* Start RECORD EXCERPTS *

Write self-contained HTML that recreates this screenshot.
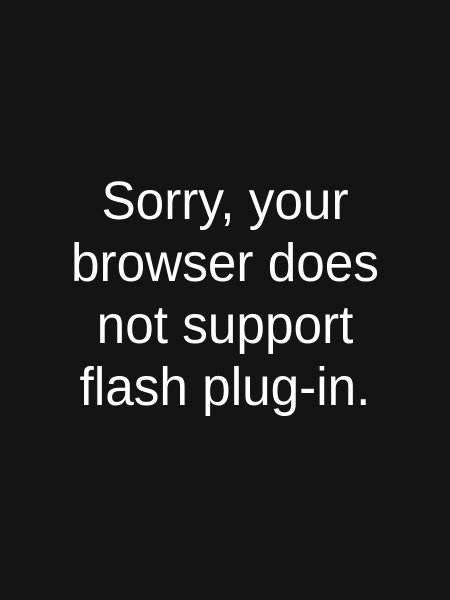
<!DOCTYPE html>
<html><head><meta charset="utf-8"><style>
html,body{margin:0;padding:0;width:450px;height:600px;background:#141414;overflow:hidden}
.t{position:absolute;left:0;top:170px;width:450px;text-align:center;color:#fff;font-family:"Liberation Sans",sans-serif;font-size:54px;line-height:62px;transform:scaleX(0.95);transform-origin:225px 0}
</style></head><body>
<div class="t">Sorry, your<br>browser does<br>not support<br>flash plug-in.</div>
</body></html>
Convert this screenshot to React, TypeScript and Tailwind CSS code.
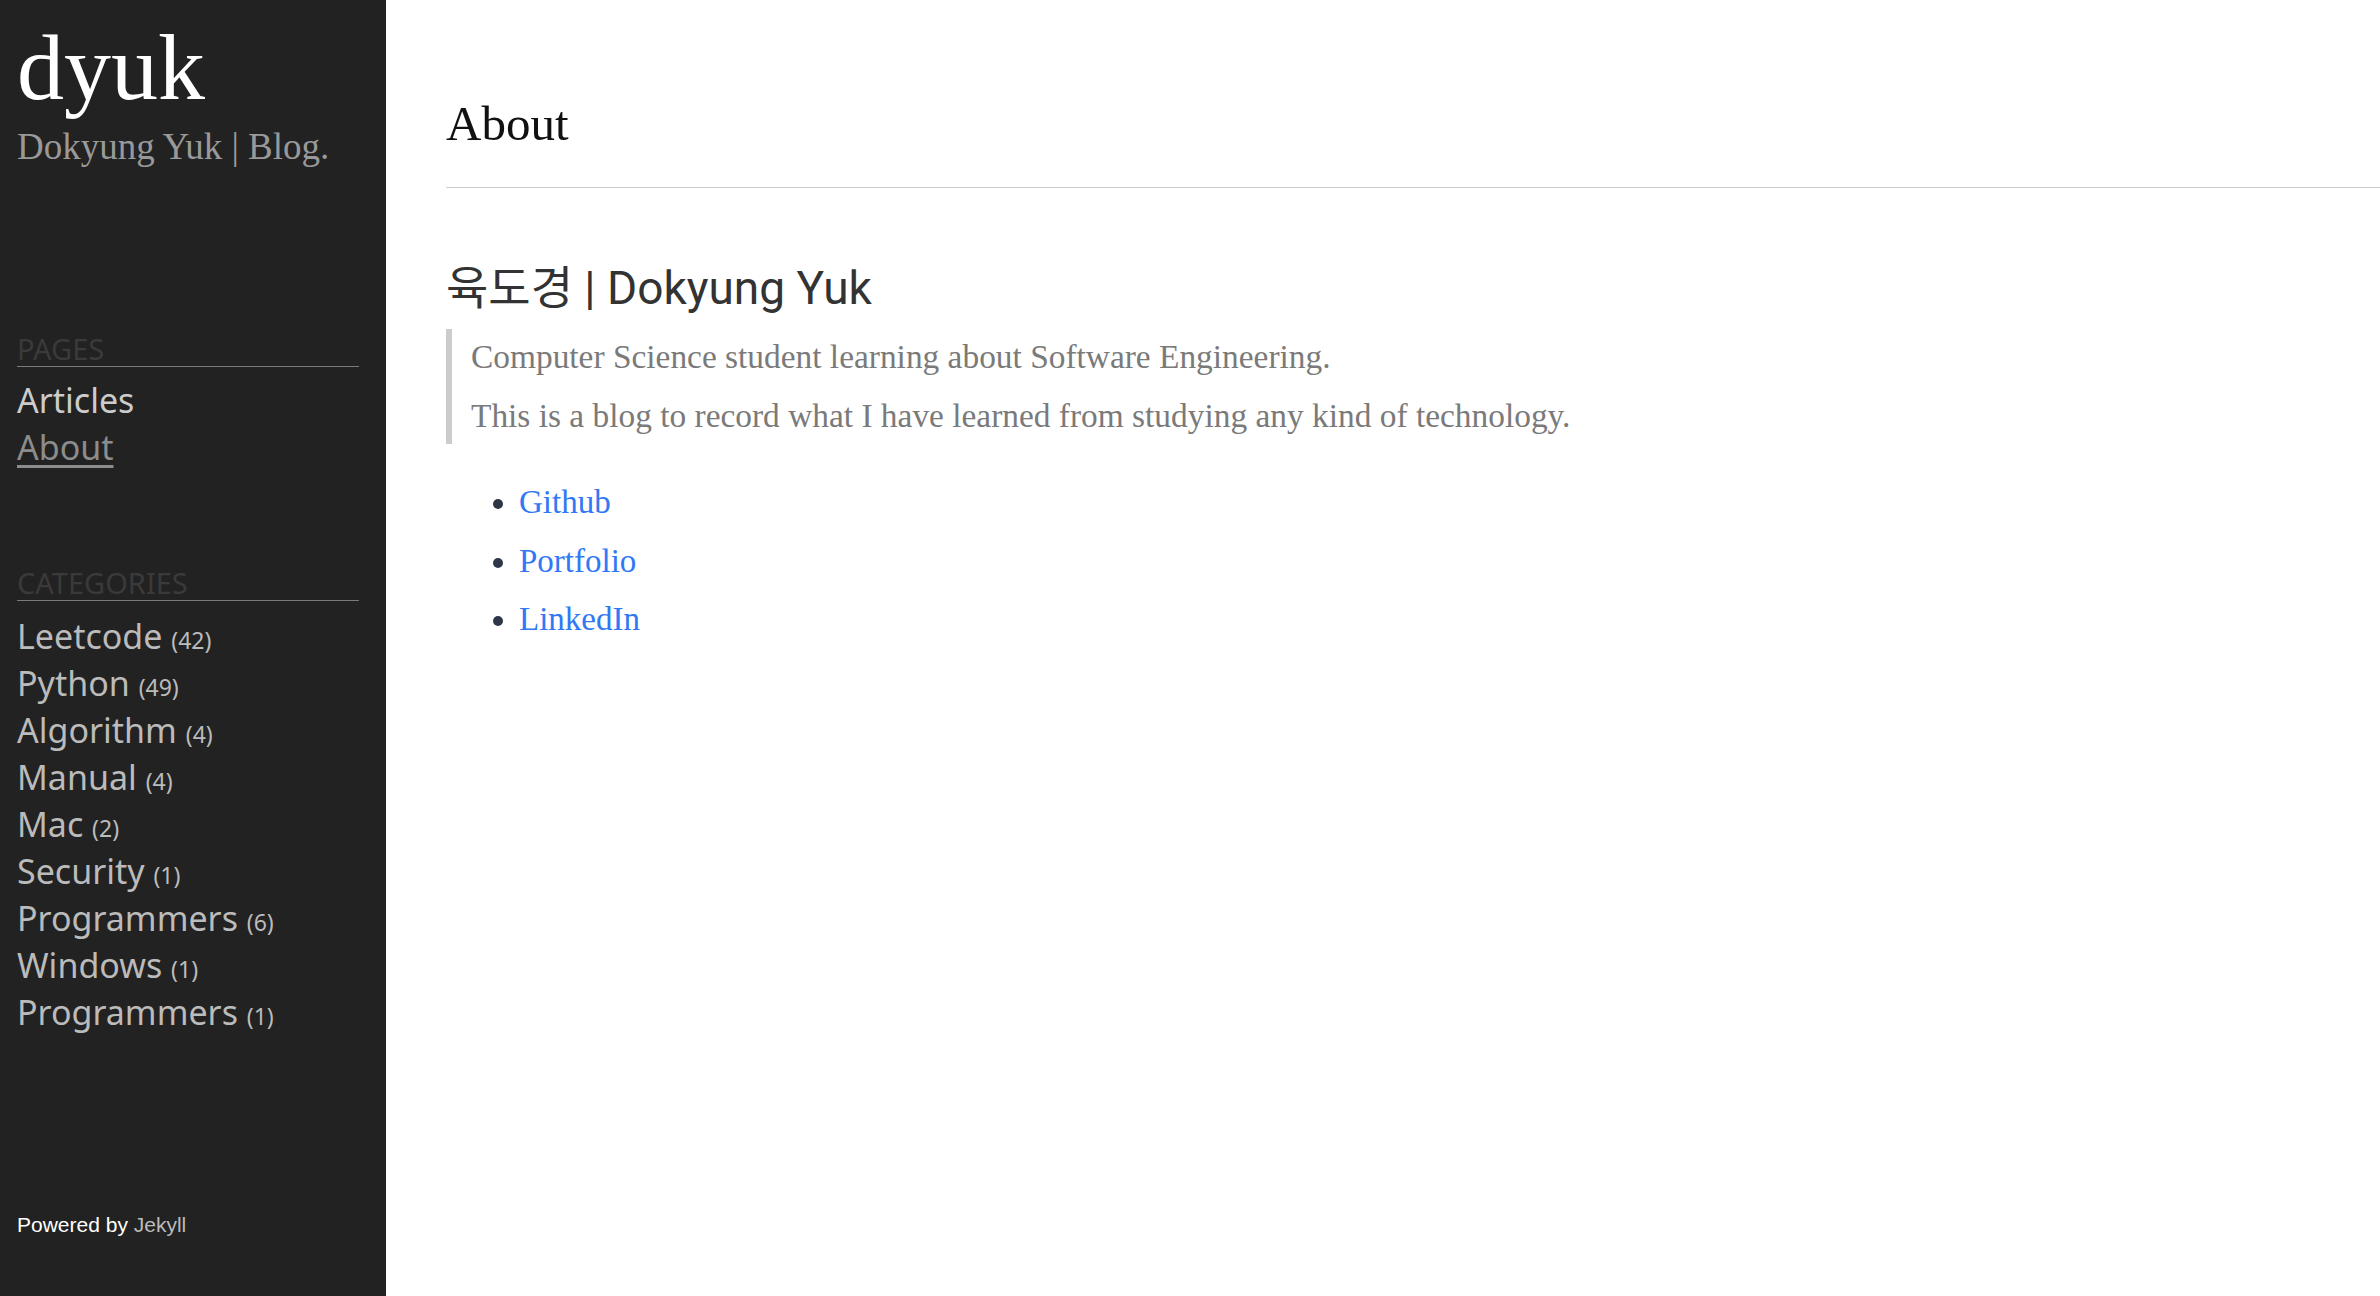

* End RECORD EXCERPTS *
* Start RECORD EXCERPTS *

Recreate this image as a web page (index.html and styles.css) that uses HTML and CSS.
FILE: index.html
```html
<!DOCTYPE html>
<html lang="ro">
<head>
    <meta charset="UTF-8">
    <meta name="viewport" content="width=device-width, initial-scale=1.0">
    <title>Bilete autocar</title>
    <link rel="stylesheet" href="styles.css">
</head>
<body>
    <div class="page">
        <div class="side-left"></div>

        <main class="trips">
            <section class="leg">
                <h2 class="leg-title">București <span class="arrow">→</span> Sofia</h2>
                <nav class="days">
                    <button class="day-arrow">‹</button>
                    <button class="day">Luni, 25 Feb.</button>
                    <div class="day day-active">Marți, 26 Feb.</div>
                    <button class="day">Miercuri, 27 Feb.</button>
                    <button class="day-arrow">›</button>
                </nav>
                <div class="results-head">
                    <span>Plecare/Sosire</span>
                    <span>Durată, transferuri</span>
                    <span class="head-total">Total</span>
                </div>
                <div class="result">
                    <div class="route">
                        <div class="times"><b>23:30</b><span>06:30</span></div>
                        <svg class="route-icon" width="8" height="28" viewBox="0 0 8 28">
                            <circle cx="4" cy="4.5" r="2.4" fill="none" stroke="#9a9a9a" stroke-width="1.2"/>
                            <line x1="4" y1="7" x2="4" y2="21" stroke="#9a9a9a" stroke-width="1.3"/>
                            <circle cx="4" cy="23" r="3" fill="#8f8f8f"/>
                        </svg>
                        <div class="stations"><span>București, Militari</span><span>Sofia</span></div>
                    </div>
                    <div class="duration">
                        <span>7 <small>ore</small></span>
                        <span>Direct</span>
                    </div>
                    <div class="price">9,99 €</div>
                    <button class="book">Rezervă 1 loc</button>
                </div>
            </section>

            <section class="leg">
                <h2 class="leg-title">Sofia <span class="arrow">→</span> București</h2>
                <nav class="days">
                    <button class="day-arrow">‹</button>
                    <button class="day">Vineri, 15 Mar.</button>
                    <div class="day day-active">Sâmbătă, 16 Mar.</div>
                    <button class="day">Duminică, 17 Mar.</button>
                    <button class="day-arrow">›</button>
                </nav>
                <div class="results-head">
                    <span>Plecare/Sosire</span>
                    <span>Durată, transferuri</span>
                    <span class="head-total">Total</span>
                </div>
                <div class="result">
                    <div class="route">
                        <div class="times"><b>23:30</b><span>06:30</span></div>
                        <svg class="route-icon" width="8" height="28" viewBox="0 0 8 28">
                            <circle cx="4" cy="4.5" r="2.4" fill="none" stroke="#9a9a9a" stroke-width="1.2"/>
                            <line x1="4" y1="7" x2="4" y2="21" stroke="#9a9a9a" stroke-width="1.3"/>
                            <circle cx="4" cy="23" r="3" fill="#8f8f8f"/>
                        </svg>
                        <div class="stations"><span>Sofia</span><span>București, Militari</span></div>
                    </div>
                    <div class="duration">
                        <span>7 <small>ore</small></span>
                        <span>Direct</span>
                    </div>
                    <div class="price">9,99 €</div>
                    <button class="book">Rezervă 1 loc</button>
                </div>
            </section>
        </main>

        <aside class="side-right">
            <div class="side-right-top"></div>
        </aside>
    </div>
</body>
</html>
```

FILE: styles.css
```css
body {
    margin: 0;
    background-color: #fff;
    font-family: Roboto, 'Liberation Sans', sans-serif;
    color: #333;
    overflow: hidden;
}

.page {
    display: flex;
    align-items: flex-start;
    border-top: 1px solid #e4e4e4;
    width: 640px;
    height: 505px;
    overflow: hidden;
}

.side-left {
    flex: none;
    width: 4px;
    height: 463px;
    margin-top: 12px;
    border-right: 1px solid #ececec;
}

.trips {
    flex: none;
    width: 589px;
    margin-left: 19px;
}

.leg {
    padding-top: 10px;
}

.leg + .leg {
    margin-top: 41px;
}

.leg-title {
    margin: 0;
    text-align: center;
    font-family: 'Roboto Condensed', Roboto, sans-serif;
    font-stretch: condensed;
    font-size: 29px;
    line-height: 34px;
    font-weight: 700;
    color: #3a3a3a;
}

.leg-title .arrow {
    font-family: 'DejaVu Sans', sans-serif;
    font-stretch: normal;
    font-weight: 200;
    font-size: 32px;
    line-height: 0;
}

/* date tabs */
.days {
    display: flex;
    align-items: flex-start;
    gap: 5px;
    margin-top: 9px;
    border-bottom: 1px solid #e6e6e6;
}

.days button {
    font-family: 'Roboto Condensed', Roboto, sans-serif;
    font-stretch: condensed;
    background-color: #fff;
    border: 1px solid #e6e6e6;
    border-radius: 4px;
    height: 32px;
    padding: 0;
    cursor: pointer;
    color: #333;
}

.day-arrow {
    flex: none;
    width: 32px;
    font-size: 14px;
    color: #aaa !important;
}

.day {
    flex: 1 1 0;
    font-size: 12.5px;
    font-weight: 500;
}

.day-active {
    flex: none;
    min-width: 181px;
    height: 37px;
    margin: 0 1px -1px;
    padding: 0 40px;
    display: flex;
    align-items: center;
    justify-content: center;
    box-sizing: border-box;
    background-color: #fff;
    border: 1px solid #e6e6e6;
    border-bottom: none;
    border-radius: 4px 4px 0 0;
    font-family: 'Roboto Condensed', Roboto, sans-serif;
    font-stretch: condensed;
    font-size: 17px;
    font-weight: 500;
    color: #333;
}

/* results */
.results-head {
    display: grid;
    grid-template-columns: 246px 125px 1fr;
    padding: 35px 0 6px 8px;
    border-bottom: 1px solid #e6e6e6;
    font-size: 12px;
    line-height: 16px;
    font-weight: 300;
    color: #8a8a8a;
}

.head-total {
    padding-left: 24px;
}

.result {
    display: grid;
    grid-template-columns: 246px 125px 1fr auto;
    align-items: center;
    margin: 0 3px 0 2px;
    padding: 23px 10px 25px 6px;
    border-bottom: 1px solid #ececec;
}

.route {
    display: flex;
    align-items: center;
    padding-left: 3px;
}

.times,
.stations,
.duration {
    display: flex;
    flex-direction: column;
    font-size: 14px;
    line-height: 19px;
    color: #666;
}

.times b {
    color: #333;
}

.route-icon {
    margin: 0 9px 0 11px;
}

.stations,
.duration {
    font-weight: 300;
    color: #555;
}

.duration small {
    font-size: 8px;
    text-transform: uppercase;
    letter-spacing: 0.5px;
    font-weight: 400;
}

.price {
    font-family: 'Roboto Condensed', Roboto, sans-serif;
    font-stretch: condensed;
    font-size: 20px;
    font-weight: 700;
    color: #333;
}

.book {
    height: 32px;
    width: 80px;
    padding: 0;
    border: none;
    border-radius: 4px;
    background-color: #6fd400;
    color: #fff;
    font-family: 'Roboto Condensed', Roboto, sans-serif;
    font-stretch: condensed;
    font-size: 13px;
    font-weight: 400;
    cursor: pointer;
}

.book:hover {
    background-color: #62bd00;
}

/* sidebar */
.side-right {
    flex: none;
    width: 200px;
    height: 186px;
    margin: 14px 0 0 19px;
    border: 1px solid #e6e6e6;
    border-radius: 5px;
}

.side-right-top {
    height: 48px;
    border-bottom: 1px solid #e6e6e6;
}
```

* End RECORD EXCERPTS *

AIM OF THE TASK
Select and copy every line of the material that holds the string "screenshot".

TASK ANSWER
Write self-contained HTML that recreates this screenshot.
Convert this screenshot to React, TypeScript and Tailwind CSS code.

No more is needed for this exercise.